For the MRU, I've derived an efficient algorithm using a parallel scan to compute it. Sorry for my (most likely) incorrect mathematical notation. I am not well versed in all of the math fields that this computation involves. Note that the $^T$ symbol refers to transposing the last two dimensions and the $I$ symbol refers to the identity matrix. The closed form ($1 \leq j \leq s$) for the MRU is

$$ H_j = \prod_{i=1}^{j} X_i $$

The forward pass can be computed using a parallel scan.

The backwards pass for the MRU way more complicated. $\frac{\partial F(H_j)}{H_j}$ represents output gradient of $H$, or the the partial derivative in respect to the rest of the network and the loss function.

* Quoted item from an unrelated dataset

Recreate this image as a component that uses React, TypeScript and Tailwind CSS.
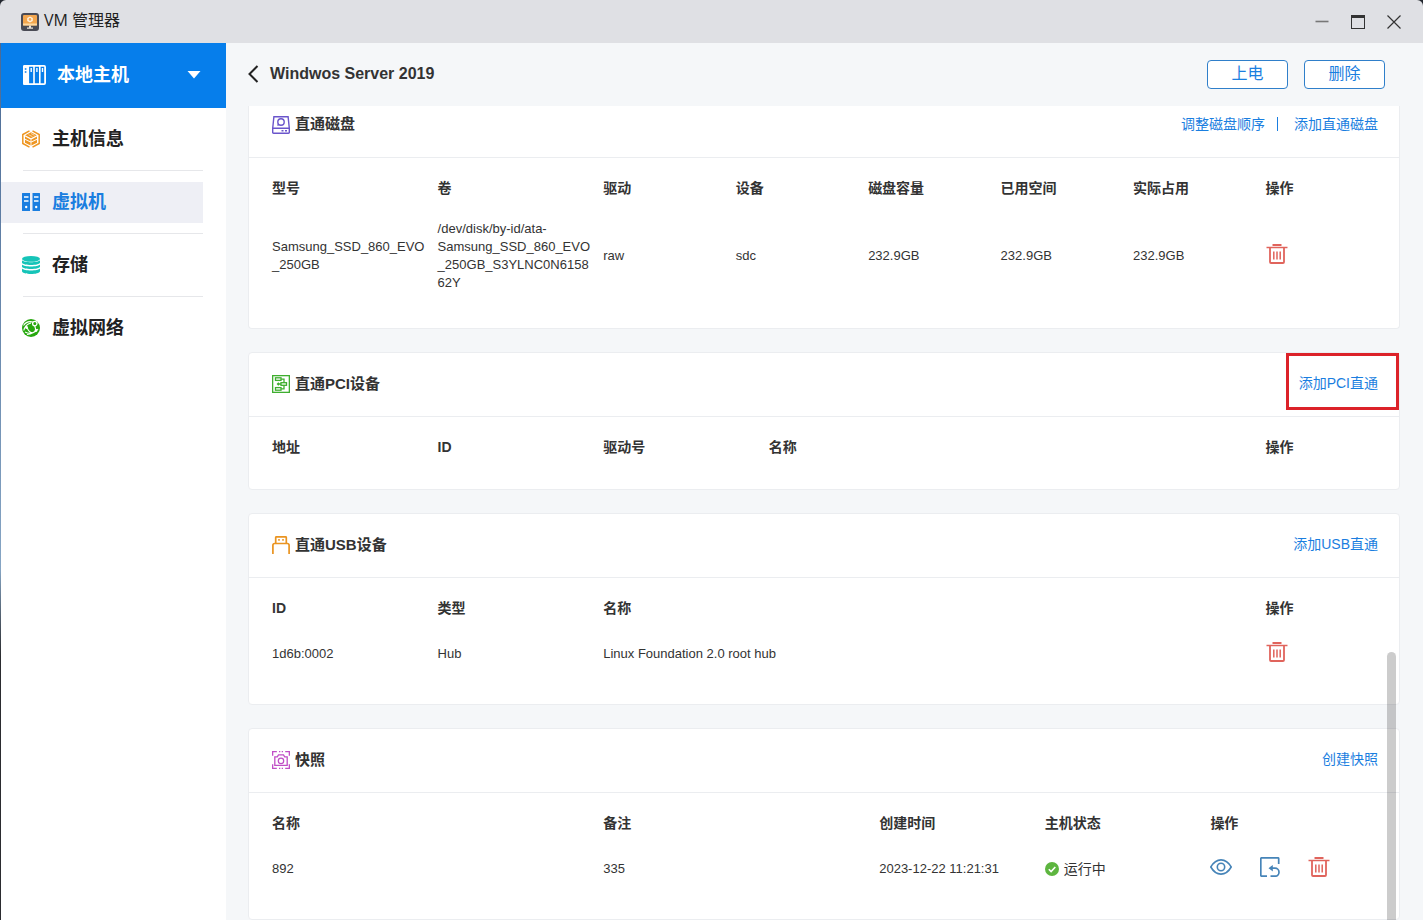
import type { ReactNode } from "react";

function AppLogo() {
  return (
    <svg width="18" height="18" viewBox="0 0 18 18" aria-hidden="true">
      <rect width="18" height="18" rx="3" fill="#4a4b55" />
      <rect x="2" y="2" width="14" height="10.5" rx="1" fill="#f3a64e" />
      <rect x="2" y="10.5" width="14" height="2" fill="#ffd9a0" />
      <path d="M9 3.4l2.8 1.5v3L9 9.400 6.200 7.900v-3z" fill="#fff1dc" />
      <circle cx="9" cy="6.400" r="1.300" fill="#f3a64e" />
      <path d="M8 12.500h2v2h2v1.200H6v-1.200h2z" fill="#e9e2d8" />
    </svg>
  );
}

function HostIcon() {
  return (
    <svg width="23" height="20" viewBox="0 0 23 20" fill="none" aria-hidden="true">
      <path d="M1.500 0H5V20H1.500A1.500 1.500 0 0 1 0 18.500V1.500A1.500 1.500 0 0 1 1.500 0z" fill="#fff" />
      <rect x="0.900" y="0.900" width="21.200" height="18.200" rx="1" stroke="#fff" strokeWidth="1.800" />
      <path d="M5.300 1v18M11 1v18M16.800 1v18" stroke="#fff" strokeWidth="1.600" />
      <path d="M8.200 3v4M13.900 3v4M19.500 3v4" stroke="#fff" strokeWidth="1.400" />
      <path d="M1.800 4h1.600M1.800 7h1.600" stroke="#067eeb" strokeWidth="1.300" />
    </svg>
  );
}

function InfoIcon() {
  return (
    <svg width="18" height="18" viewBox="0 0 18 18" fill="none" aria-hidden="true">
      <path d="M7.500 0.800L0.800 4.500v9L7.500 17.200M10.500 0.800L17.200 4.500v9L10.500 17.200" stroke="#ee9622" strokeWidth="1.500" />
      <path d="M9 2.200l5.800 3L9 8.200l-5.800-3z" fill="#ee9622" />
      <path d="M3 6.600l5.600 2.800v2.100L3 8.700zM15 6.600L9.400 9.400v2.100L15 8.700z" fill="#ee9622" />
      <path d="M3 9.700l5.600 2.800v3L3 12.700zM15 9.700l-5.600 2.800v3l5.600-2.800z" fill="#ee9622" />
      <path d="M6.500 4.700l4 2M9 3.500l3.500 1.800" stroke="#fff" strokeWidth="0.600" />
    </svg>
  );
}

function VmIcon() {
  return (
    <svg width="18" height="18" viewBox="0 0 18 18" aria-hidden="true">
      <path d="M0.500 0H8v18H0.500a.5.500 0 0 1-.5-.5V.5a.5.500 0 0 1 .5-.5zM10.500 0h7a.5.500 0 0 1 .5.500v17a.5.500 0 0 1-.5.500h-7z" fill="#1a7ee0" />
      <path d="M2 4h4.500M2 8h4.500M12 4h4.500M12 8h4.500" stroke="#fff" strokeWidth="1.400" />
      <circle cx="4.200" cy="14" r="1.200" fill="#fff" />
      <circle cx="14.200" cy="14" r="1.200" fill="#fff" />
    </svg>
  );
}

function StorageIcon() {
  return (
    <svg width="18" height="18" viewBox="0 0 18 18" fill="#16c4b8" aria-hidden="true">
      <ellipse cx="9" cy="2.900" rx="9" ry="2.900" />
      <path d="M0 4.300c2 2.600 16 2.600 18 0v2.500c-1 3-17 3-18 0z" />
      <path d="M0 8.500c2 2.600 16 2.600 18 0v2.300c-1 3-17 3-18 0z" />
      <path d="M0 12.500c2 2.600 16 2.600 18 0v2.700c-1 3.700-17 3.700-18 0z" />
    </svg>
  );
}

function NetworkIcon() {
  return (
    <svg width="18" height="18" viewBox="0 0 18 18" fill="none" aria-hidden="true">
      <circle cx="9" cy="9" r="9" fill="#27a80e" />
      <path d="M1.500 6.500C4 2.800 8 2 11.500 3.300M1.800 11.500C2.500 8 5 5 9 4M3 13c3.500 2 8 1.500 11.500-1.500M5 15.500c4-.2 8-2 11-5.500M12.500 6l1.500 5.500M5 8.500c1 2.500 2 4.500 5 5.500" stroke="#fff" strokeWidth="1.100" />
      <circle cx="4.500" cy="8.500" r="1.400" fill="#fff" />
      <circle cx="12.800" cy="4.600" r="2.200" fill="#27a80e" stroke="#fff" strokeWidth="1.300" />
      <circle cx="14" cy="11.500" r="1.400" fill="#fff" />
    </svg>
  );
}

function DiskIcon() {
  return (
    <svg width="18" height="18" viewBox="0 0 18 18" fill="none" stroke="#6a55cb" strokeWidth="1.400" aria-hidden="true">
      <path d="M1.900 0.700h14.200l1.200 11.500v4.300a0.800 0.800 0 0 1-.8.800h-15a0.800 0.800 0 0 1-.8-.8v-4.300z" />
      <path d="M0.700 12.200h16.600M9.500 14.800h2M13 14.800h2" />
      <circle cx="9" cy="6" r="3.200" />
      <path d="M6.800 8.200L5.500 9.500" />
    </svg>
  );
}

function PciIcon() {
  return (
    <svg width="18" height="18" viewBox="0 0 18 18" fill="none" stroke="#3fae2f" strokeWidth="1.300" aria-hidden="true">
      <rect x="0.650" y="0.650" width="16.700" height="16.700" />
      <rect x="3.500" y="2.800" width="5.500" height="2.600" />
      <rect x="9" y="7.700" width="5.500" height="2.600" />
      <rect x="3.500" y="12.600" width="5.500" height="2.600" />
      <path d="M9 4.100h3v3.600M12 10.300v3.600H9M9 9H6M6.800 7.700L5.500 9l1.300 1.300" />
    </svg>
  );
}

function UsbIcon() {
  return (
    <svg width="18" height="18" viewBox="0 0 18 18" fill="none" stroke="#ea9420" strokeWidth="1.700" aria-hidden="true">
      <path d="M3.700 7.500V1.600a0.800 0.800 0 0 1 .8-.8h9a0.800 0.800 0 0 1 .8.800v5.900" />
      <path d="M0.900 18V9.300A1.800 1.800 0 0 1 2.700 7.500h12.600a1.800 1.800 0 0 1 1.800 1.800V18" />
      <path d="M6.200 3.800h1.600M10.200 3.800h1.600" />
    </svg>
  );
}

function SnapshotIcon() {
  return (
    <svg width="18" height="18" viewBox="0 0 18 18" fill="none" stroke="#c04fc6" strokeWidth="1.300" aria-hidden="true">
      <path d="M0.650 4.800V0.650h4.200M13.200 0.650h4.150v4.200M17.350 13.200v4.150h-4.150M4.800 17.350H0.650v-4.150M7 .65h1.300M9.700.65H11M7 17.350h1.300M9.700 17.350H11" />
      <path d="M2.800 5.800h2.500l1.200-2h5l1.200 2h2.500v8.600H2.800z" />
      <circle cx="9" cy="9.900" r="2.700" />
    </svg>
  );
}

function TrashIcon() {
  return (
    <svg width="22" height="20" viewBox="0 0 22 20" fill="none" stroke="#e0645c" aria-hidden="true">
      <path d="M6.500 1h9" strokeWidth="2" />
      <path d="M0.500 3.500h21" strokeWidth="1.500" />
      <path d="M4 3.500v14.500a1 1 0 0 0 1 1h12a1 1 0 0 0 1-1V3.500" strokeWidth="1.800" />
      <path d="M7.800 7.500v8M11 7.500v8M14.200 7.500v8" strokeWidth="1.500" />
    </svg>
  );
}

function EyeIcon() {
  return (
    <svg width="22" height="16" viewBox="0 0 22 16" fill="none" stroke="#4684b8" strokeWidth="1.600" aria-hidden="true">
      <path d="M0.800 8C3.500 3.300 7 0.900 11 0.900S18.500 3.300 21.200 8C18.500 12.700 15 15.100 11 15.100S3.500 12.700 0.800 8z" />
      <circle cx="11" cy="8" r="3.700" />
    </svg>
  );
}

function RestoreIcon() {
  return (
    <svg width="20" height="20" viewBox="0 0 20 20" fill="none" stroke="#4684b8" strokeWidth="1.700" aria-hidden="true">
      <path d="M18.700 7V1.600a.8.800 0 0 0-.8-.8H1.600a.8.800 0 0 0-.8.800v16.800a.8.800 0 0 0 .8.800H7" />
      <path d="M10.500 11.200H15a4 4 0 0 1 0 8h-4.500" />
      <path d="M12.800 8v6.400L8.500 11.200z" fill="#4684b8" stroke="none" />
    </svg>
  );
}

const menu = [
  { label: "主机信息", icon: <InfoIcon /> },
  { label: "虚拟机", icon: <VmIcon />, active: true },
  { label: "存储", icon: <StorageIcon /> },
  { label: "虚拟网络", icon: <NetworkIcon /> },
];

function Sidebar() {
  return (
    <aside className="w-[225px] shrink-0 bg-white">
      <button className="flex h-[65px] w-full items-center bg-[#067eeb] pb-0.5 pl-[22px] pr-[25px] text-white">
        <HostIcon />
        <span className="ml-[11px] text-lg font-bold">本地主机</span>
        <svg className="ml-auto" width="14" height="8" viewBox="0 0 14 8" aria-hidden="true">
          <path d="M0.500 0h13L7 7.500z" fill="#fff" />
        </svg>
      </button>
      <nav>
        <ul>
          {menu.map((item) => (
            <li key={item.label} className="group mr-[23px] pt-[11px]">
              <a
                href="#"
                className={
                  item.active
                    ? "flex h-[41px] items-center gap-3 bg-[#eeeff5] pb-0.5 pl-[21px] text-lg font-bold text-[#1a7ee0]"
                    : "flex h-[41px] items-center gap-3 pb-0.5 pl-[21px] text-lg font-bold text-[#222]"
                }
              >
                {item.icon}
                {item.label}
              </a>
              <div className="ml-[22px] mt-2.5 border-b border-[#e6e7ea] group-last:hidden" />
            </li>
          ))}
        </ul>
      </nav>
    </aside>
  );
}

type SectionProps = {
  title: string;
  icon: ReactNode;
  actions: string[];
  scrolled?: boolean;
  marked?: boolean;
  children: ReactNode;
};

function Section({ title, icon, actions, scrolled, marked, children }: SectionProps) {
  return (
    <section
      className={
        scrolled
          ? "rounded-b border border-t-0 border-[#ebedf0] bg-white"
          : "rounded border border-[#ebedf0] bg-white"
      }
    >
      <div
        className={
          scrolled
            ? "flex h-[52px] items-center border-b border-[#ebedf0] pl-[23px] pr-[21px] pb-3.5"
            : "relative flex h-16 items-center border-b border-[#ebedf0] pl-[23px] pr-[21px] pb-px"
        }
      >
        {icon}
        <h2 className="ml-[5px] text-[15px] font-bold text-[#333]">{title}</h2>
        <div className="ml-auto flex items-center pb-0.5 text-sm text-[#1a7ee0]">
          {actions.map((action, i) => (
            <a key={action} href="#" className={i > 0 ? "ml-3 flex items-center gap-4" : ""}>
              {i > 0 && <span className="h-3.5 border-l border-[#1a7ee0]" />}
              {action}
            </a>
          ))}
        </div>
        {marked && (
          <div className="pointer-events-none absolute right-0 top-0 h-[57px] w-[113px] border-3 border-[#dc2229]" />
        )}
      </div>
      {children}
    </section>
  );
}

type TableProps = {
  columns: [string, string][];
  rows: ReactNode[][];
};

function DataTable({ columns, rows }: TableProps) {
  return (
    <div className={rows.length ? "px-[23px] pt-2 pb-7" : "px-[23px] pt-2 pb-[18px]"}>
      <table className="w-full table-fixed text-left text-[13px] leading-[18px] text-[#333]">
        <thead>
          <tr>
            {columns.map(([name, width]) => (
              <th key={name} className={`h-[46px] pb-0.5 text-sm leading-[18px] font-bold ${width}`}>
                {name}
              </th>
            ))}
          </tr>
        </thead>
        <tbody>
          {rows.map((row, i) => (
            <tr key={i}>
              {row.map((cell, j) => (
                <td key={j} className="h-11 py-2 pr-2 align-middle wrap-anywhere">
                  {cell}
                </td>
              ))}
            </tr>
          ))}
        </tbody>
      </table>
    </div>
  );
}

function DeleteButton() {
  return (
    <button aria-label="删除" className="block pb-1">
      <TrashIcon />
    </button>
  );
}

export default function App() {
  return (
    <div className="flex h-screen flex-col bg-[#22262e] font-['Liberation_Sans','Noto_Sans_CJK_SC',sans-serif]">
      <header className="flex h-[43px] shrink-0 items-center rounded-t-md bg-[#dfe0e4] pl-[21px] pr-[22px]">
        <AppLogo />
        <h1 className="ml-[5px] pb-[3px] font-['Open_Sans','Noto_Sans_CJK_SC',sans-serif] text-base text-[#222]">
          VM 管理器
        </h1>
        <div className="ml-auto flex items-center gap-[22px]">
          <button aria-label="最小化">
            <svg width="14" height="14" viewBox="0 0 14 14" aria-hidden="true">
              <path d="M0.500 6.500h13" stroke="#777" strokeWidth="1.600" />
            </svg>
          </button>
          <button aria-label="最大化">
            <svg width="14" height="14" viewBox="0 0 14 14" fill="none" stroke="#333" aria-hidden="true">
              <rect x="0.500" y="0.500" width="13" height="13" />
              <path d="M0 1.500h14" strokeWidth="3" />
            </svg>
          </button>
          <button aria-label="关闭">
            <svg width="14" height="14" viewBox="0 0 14 14" stroke="#333" strokeWidth="1.200" aria-hidden="true">
              <path d="M0.500 0.500l13 13M13.500 0.500l-13 13" />
            </svg>
          </button>
        </div>
      </header>

      <div className="flex min-h-0 flex-1">
        <div className="w-px shrink-0 bg-linear-to-b from-[#4b6a94] via-[#86a5c4] via-60% to-[#2b2c30] to-70%" />
        <Sidebar />

        <main className="relative flex min-w-0 flex-1 flex-col bg-[#f5f7f9] pl-[22px] pr-[23px]">
          <div className="flex h-[63px] shrink-0 items-center">
            <button aria-label="返回" className="pb-0.5">
              <svg width="11" height="18" viewBox="0 0 11 18" fill="none" stroke="#222" strokeWidth="2" aria-hidden="true">
                <path d="M9.500 1L1.500 9l8 8" />
              </svg>
            </button>
            <h1 className="ml-[11px] pb-0.5 text-base font-bold text-[#333]">Windwos Server 2019</h1>
            <div className="ml-auto mr-[15px] flex gap-4 text-base text-[#1a7ee0]">
              <button className="h-[29px] w-[81px] rounded border border-[#2f7fca] bg-white pb-0.5 leading-none">
                上电
              </button>
              <button className="h-[29px] w-[81px] rounded border border-[#2f7fca] bg-white pb-0.5 leading-none">
                删除
              </button>
            </div>
          </div>

          <div className="flex min-h-0 flex-1 flex-col gap-[23px] overflow-hidden">
            <Section title="直通磁盘" icon={<DiskIcon />} actions={["调整磁盘顺序", "添加直通磁盘"]} scrolled>
              <DataTable
                columns={[
                  ["型号", "w-[15%]"],
                  ["卷", "w-[15%]"],
                  ["驱动", "w-[12%]"],
                  ["设备", "w-[12%]"],
                  ["磁盘容量", "w-[12%]"],
                  ["已用空间", "w-[12%]"],
                  ["实际占用", "w-[12%]"],
                  ["操作", "w-[10%]"],
                ]}
                rows={[
                  [
                    "Samsung_SSD_860_EVO_250GB",
                    "/dev/disk/by-id/ata-Samsung_SSD_860_EVO_250GB_S3YLNC0N615862Y",
                    "raw",
                    "sdc",
                    "232.9GB",
                    "232.9GB",
                    "232.9GB",
                    <DeleteButton />,
                  ],
                ]}
              />
            </Section>

            <Section title="直通PCI设备" icon={<PciIcon />} actions={["添加PCI直通"]} marked>
              <DataTable
                columns={[
                  ["地址", "w-[15%]"],
                  ["ID", "w-[15%]"],
                  ["驱动号", "w-[15%]"],
                  ["名称", "w-[45%]"],
                  ["操作", "w-[10%]"],
                ]}
                rows={[]}
              />
            </Section>

            <Section title="直通USB设备" icon={<UsbIcon />} actions={["添加USB直通"]}>
              <DataTable
                columns={[
                  ["ID", "w-[15%]"],
                  ["类型", "w-[15%]"],
                  ["名称", "w-[60%]"],
                  ["操作", "w-[10%]"],
                ]}
                rows={[["1d6b:0002", "Hub", "Linux Foundation 2.0 root hub", <DeleteButton />]]}
              />
            </Section>

            <Section title="快照" icon={<SnapshotIcon />} actions={["创建快照"]}>
              <DataTable
                columns={[
                  ["名称", "w-[30%]"],
                  ["备注", "w-[25%]"],
                  ["创建时间", "w-[15%]"],
                  ["主机状态", "w-[15%]"],
                  ["操作", "w-[15%]"],
                ]}
                rows={[
                  [
                    "892",
                    "335",
                    "2023-12-22 11:21:31",
                    <span className="flex items-center gap-[5px] text-sm leading-[18px]">
                      <svg width="14" height="14" viewBox="0 0 14 14" aria-hidden="true">
                        <circle cx="7" cy="7" r="7" fill="#5db53f" />
                        <path d="M3.800 7.200l2.300 2.300 4.200-4.500" fill="none" stroke="#fff" strokeWidth="1.600" />
                      </svg>
                      运行中
                    </span>,
                    <div className="flex items-center gap-7">
                      <button aria-label="查看" className="pb-1">
                        <EyeIcon />
                      </button>
                      <button aria-label="恢复" className="pb-1">
                        <RestoreIcon />
                      </button>
                      <DeleteButton />
                    </div>,
                  ],
                ]}
              />
            </Section>
          </div>

          {/* scrollbar thumb */}
          <div className="absolute bottom-0 right-[27px] h-[268px] w-[9px] rounded-t-full bg-black/20" />
        </main>
      </div>
    </div>
  );
}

The closed form for the partial derivative is

$$ \frac{\partial F(H_j)}{\partial X_i} = \begin{cases} \frac{\partial F(H_j)}{\partial H_j} & \text{if } j = i = 1 \\ \frac{\partial F(H_j)}{\partial H_j} \left(\prod_{k=2}^{j} X_k \right)^T & \text{if } j > i = 1 \\ \left(\prod_{k=1}^{i-1} X_k \right)^T \frac{\partial F(H_j)}{\partial H_j} & \text{if } j = i \neq 1 \\ \left(\prod_{k=1}^{i-1} X_k \right)^T \frac{\partial F(H_j)}{\partial H_j} \left(\prod_{k=i+1}^{j} X_k \right)^T & \text{if } j > i \neq 1 \\ 0 & \text{if } j < i \end{cases} $$

The gradient of $X_i$ is

$$ \nabla X_i = \sum_{j=1}^{s} \frac{\partial F(H_j)}{\partial X_i} $$

The expanded gradient of $X_j$ is

$$ \nabla X_i = \sum_{j=1}^{s} \begin{cases} \frac{\partial F(H_j)}{\partial H_j} & \text{if } j = i = 1 \\ \frac{\partial F(H_j)}{\partial H_j} \left(\prod_{k=2}^{j} X_k \right)^T & \text{if } j > i = 1 \\ \left(\prod_{k=1}^{i-1} X_k \right)^T \frac{\partial F(H_j)}{\partial H_j} & \text{if } j = i \neq 1 \\ \left(\prod_{k=1}^{i-1} X_k \right)^T \frac{\partial F(H_j)}{\partial H_j} \left(\prod_{k=i+1}^{j} X_k \right)^T & \text{if } j > i \neq 1 \\ 0 & \text{if } j < i \end{cases} $$

If we define $A_{i+1} = H_{i}^T$ and $A_1 = I$, by factoring out $A_i$ the expression can be rewritten like:

$$ \nabla X_i = A_i \sum_{j=1}^{s} \begin{cases} \frac{\partial F(H_j)}{\partial H_j} & \text{if } j = i \\ \frac{\partial F(H_j)}{\partial H_j} \left(\prod_{k=i+1}^{j} X_k \right)^T & \text{if } j > i \\ 0 & \text{if } j < i \end{cases} = A_i \sum_{j=i}^{s} \begin{cases} \frac{\partial F(H_j)}{\partial H_j} & \text{if } j = i \\ \frac{\partial F(H_j)}{\partial H_j} \left(\prod_{k=i+1}^{j} X_k \right)^T & \text{if } j > i \end{cases} $$

I'll call the second part of the gradient a new variable, $B_i$:

$$ B_i = \sum_{j=i}^{s} \begin{cases} \frac{\partial F(H_j)}{\partial H_j} & \text{if } j = i \\ \frac{\partial F(H_j)}{\partial H_j} \left(\prod_{k=i+1}^{j} X_k \right)^T & \text{if } j > i \end{cases} $$

You can see $B_s = \frac{\partial F(H_s)}{\partial H_s}$. The recurrent form for $B$ is $B_i = \frac{\partial F(H_i)}{\partial H_i} + B_{i+1} X_{i+1}^T$. $B_i$ can also be found with this expression:

$$ \begin{bmatrix} 0 & 0 \\ B_i & I \end{bmatrix} = \begin{bmatrix} 0 & 0 \\ B_{i+1} & I \end{bmatrix} \begin{bmatrix} X_{i+1}^T & 0 \\ \frac{\partial F(H_i)}{\partial H_i} & I \end{bmatrix} = \begin{bmatrix} 0 & 0 \\ B_{s} & I \end{bmatrix} \begin{bmatrix} X_{s}^T & 0 \\ \frac{\partial F(H_{s-1})}{\partial H_{s-1}} & I \end{bmatrix} \begin{bmatrix} X_{s-1}^T & 0 \\ \frac{\partial F(H_{s-2})}{\partial H_{s-2}} & I \end{bmatrix} \ldots \begin{bmatrix} X_{i+1}^T & 0 \\ \frac{\partial F(H_{i+1})}{\partial H_{i+1}} & I \end{bmatrix} \begin{bmatrix} X_{i+1}^T & 0 \\ \frac{\partial F(H_{i})}{\partial H_{i}} & I \end{bmatrix} $$

If we let

$$ U_i = \begin{cases} X_{i+1}^T & \text{if } i \neq s \\ 0 & \text{if } i = s \end{cases} $$

and

$$ L_i = \frac{\partial F(H_i)}{\partial H_i} $$

then we can express the equation with $B_i$ like:

$$ \begin{bmatrix} 0 & 0 \\ B_i & I \end{bmatrix} = \prod_{k=0}^{s-i} \begin{bmatrix} U_{s-k} & 0 \\ L_{s-k} & I \end{bmatrix} $$

Which can be computed with a reverse parallel scan because matrix multiplication is associative.

Combining all of this, we get the final gradient for the input matrices, $X$, which is $\nabla X_i = A_i B_i$, which can be efficiently computed using a parallel scan and the output of the forward pass.